**The request**
Here are some records; copy every line that holds the word "Tailwind".

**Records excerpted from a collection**
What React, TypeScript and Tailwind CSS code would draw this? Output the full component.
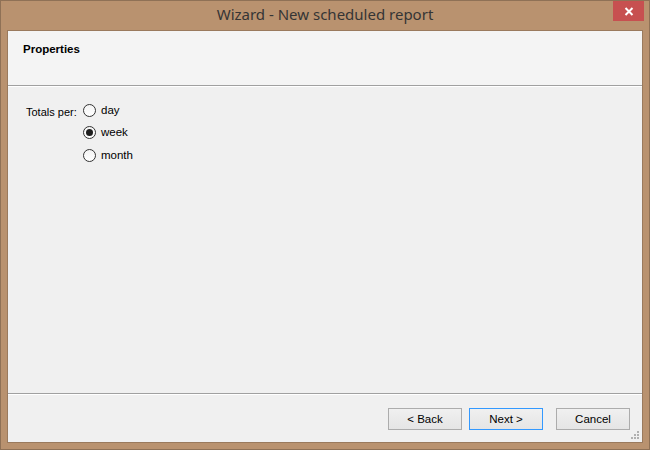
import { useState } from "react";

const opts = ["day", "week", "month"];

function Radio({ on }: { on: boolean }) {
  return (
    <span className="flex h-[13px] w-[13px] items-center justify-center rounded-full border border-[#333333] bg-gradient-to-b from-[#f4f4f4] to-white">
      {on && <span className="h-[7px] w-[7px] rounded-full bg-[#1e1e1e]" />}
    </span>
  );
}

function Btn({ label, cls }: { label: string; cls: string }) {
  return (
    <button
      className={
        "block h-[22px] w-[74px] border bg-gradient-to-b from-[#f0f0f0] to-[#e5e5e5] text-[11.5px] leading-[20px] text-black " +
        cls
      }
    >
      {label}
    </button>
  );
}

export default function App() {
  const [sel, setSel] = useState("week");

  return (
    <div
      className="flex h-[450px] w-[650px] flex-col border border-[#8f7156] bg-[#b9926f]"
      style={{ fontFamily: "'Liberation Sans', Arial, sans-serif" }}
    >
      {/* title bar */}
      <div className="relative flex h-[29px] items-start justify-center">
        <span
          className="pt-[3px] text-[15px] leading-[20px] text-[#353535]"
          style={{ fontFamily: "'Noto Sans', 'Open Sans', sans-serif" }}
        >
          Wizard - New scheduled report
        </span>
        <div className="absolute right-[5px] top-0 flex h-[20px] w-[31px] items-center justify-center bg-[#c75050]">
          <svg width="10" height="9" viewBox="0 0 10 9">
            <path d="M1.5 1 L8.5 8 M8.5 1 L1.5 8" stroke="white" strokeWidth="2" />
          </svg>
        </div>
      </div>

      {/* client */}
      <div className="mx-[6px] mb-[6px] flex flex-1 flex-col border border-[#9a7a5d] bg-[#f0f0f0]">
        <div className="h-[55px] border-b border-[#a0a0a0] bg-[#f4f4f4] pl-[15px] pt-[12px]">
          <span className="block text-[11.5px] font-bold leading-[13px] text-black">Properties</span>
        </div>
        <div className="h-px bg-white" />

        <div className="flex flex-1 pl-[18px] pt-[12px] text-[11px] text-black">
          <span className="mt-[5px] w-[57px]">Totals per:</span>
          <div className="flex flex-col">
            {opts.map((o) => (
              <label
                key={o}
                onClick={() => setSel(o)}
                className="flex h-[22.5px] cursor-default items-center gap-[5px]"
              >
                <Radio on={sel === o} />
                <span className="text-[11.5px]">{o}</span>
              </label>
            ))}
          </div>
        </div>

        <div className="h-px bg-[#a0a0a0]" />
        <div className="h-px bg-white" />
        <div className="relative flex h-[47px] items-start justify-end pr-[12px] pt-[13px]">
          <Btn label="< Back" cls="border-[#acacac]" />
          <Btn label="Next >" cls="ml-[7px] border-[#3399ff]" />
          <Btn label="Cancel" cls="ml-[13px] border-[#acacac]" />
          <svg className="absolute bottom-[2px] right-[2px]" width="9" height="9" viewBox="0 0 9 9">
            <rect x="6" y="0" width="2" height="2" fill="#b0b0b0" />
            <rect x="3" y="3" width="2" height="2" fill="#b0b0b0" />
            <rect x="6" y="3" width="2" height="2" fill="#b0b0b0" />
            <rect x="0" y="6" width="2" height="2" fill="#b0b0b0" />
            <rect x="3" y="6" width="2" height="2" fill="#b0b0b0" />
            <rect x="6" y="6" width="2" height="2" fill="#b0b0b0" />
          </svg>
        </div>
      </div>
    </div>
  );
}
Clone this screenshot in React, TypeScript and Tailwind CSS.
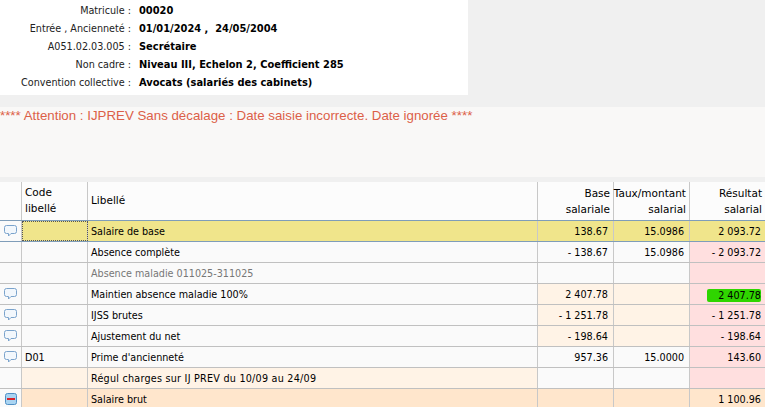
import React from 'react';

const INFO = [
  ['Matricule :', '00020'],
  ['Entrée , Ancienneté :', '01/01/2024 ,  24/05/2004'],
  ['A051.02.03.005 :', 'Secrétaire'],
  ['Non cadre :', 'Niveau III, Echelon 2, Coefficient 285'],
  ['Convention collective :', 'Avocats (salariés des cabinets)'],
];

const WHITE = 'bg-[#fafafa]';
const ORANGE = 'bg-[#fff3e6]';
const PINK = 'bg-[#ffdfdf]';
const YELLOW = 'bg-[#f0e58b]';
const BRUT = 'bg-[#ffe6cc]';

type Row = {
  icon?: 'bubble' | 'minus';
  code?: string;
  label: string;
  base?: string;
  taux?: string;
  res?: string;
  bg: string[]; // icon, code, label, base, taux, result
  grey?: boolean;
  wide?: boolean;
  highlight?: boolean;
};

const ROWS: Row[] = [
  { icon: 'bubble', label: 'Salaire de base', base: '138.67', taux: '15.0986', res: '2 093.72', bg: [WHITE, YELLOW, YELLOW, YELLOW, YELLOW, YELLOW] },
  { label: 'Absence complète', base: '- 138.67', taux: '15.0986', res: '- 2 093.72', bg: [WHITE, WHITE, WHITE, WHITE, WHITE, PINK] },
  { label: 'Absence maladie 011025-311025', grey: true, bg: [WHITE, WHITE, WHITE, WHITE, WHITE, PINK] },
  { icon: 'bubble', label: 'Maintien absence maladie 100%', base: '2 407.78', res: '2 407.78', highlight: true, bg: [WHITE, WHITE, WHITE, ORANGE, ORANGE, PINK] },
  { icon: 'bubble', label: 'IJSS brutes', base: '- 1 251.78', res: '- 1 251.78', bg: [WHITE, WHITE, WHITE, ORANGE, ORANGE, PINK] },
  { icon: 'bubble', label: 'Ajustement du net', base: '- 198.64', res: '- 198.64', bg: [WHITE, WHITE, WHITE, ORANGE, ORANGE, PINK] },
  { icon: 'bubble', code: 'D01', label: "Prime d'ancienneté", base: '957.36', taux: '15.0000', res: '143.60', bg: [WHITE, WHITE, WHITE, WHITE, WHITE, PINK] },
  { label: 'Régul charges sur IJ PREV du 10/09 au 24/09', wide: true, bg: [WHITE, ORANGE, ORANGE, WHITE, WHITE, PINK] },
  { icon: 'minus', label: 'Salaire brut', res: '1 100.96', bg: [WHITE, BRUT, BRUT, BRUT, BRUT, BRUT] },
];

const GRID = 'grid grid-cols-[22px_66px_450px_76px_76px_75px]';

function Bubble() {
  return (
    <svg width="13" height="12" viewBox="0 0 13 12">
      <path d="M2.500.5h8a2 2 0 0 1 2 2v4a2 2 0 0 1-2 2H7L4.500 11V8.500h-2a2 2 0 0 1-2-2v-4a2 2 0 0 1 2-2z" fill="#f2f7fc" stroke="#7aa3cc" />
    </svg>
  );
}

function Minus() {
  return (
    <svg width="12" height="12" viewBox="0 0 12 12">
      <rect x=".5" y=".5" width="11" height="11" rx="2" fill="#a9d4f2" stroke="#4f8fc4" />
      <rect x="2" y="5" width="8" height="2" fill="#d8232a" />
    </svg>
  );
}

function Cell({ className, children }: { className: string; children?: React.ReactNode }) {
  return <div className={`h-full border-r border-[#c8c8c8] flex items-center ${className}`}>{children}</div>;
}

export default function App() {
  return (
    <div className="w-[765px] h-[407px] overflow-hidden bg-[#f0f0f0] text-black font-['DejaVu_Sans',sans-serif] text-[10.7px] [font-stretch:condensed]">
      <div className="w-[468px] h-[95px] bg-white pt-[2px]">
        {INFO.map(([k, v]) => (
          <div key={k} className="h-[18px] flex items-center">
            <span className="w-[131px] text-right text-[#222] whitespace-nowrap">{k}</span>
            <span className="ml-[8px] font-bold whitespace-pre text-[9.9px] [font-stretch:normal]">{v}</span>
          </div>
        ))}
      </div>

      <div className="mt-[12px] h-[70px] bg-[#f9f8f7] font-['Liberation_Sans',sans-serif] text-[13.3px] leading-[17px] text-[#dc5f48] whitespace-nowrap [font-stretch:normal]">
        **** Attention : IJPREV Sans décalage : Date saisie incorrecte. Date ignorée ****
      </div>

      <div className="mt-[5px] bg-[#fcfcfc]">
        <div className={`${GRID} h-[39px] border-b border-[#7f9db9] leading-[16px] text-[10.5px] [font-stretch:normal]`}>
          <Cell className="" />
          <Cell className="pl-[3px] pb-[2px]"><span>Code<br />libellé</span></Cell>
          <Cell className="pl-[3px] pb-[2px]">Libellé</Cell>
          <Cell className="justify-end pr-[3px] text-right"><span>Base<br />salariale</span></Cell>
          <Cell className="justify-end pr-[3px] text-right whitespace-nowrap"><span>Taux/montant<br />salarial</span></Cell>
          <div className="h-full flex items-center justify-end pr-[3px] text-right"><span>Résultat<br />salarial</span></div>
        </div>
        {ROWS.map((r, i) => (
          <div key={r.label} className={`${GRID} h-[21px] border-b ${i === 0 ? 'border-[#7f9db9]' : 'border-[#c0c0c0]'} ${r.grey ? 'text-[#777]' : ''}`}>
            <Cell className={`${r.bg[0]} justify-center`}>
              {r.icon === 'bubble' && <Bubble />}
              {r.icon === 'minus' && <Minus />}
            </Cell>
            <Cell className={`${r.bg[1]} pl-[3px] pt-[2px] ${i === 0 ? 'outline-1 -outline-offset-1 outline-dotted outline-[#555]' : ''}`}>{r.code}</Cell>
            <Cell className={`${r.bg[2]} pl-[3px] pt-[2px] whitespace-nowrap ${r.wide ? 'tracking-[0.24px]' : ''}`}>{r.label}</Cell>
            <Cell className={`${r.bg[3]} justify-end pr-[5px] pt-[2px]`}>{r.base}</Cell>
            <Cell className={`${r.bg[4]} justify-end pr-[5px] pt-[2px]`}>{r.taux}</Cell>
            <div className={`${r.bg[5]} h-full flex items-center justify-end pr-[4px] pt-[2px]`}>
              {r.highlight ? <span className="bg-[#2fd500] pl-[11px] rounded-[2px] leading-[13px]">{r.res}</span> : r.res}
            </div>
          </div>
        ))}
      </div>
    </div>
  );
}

**Solution to this exercise**
What React, TypeScript and Tailwind CSS code would draw this? Output the full component.
Clone this screenshot in React, TypeScript and Tailwind CSS.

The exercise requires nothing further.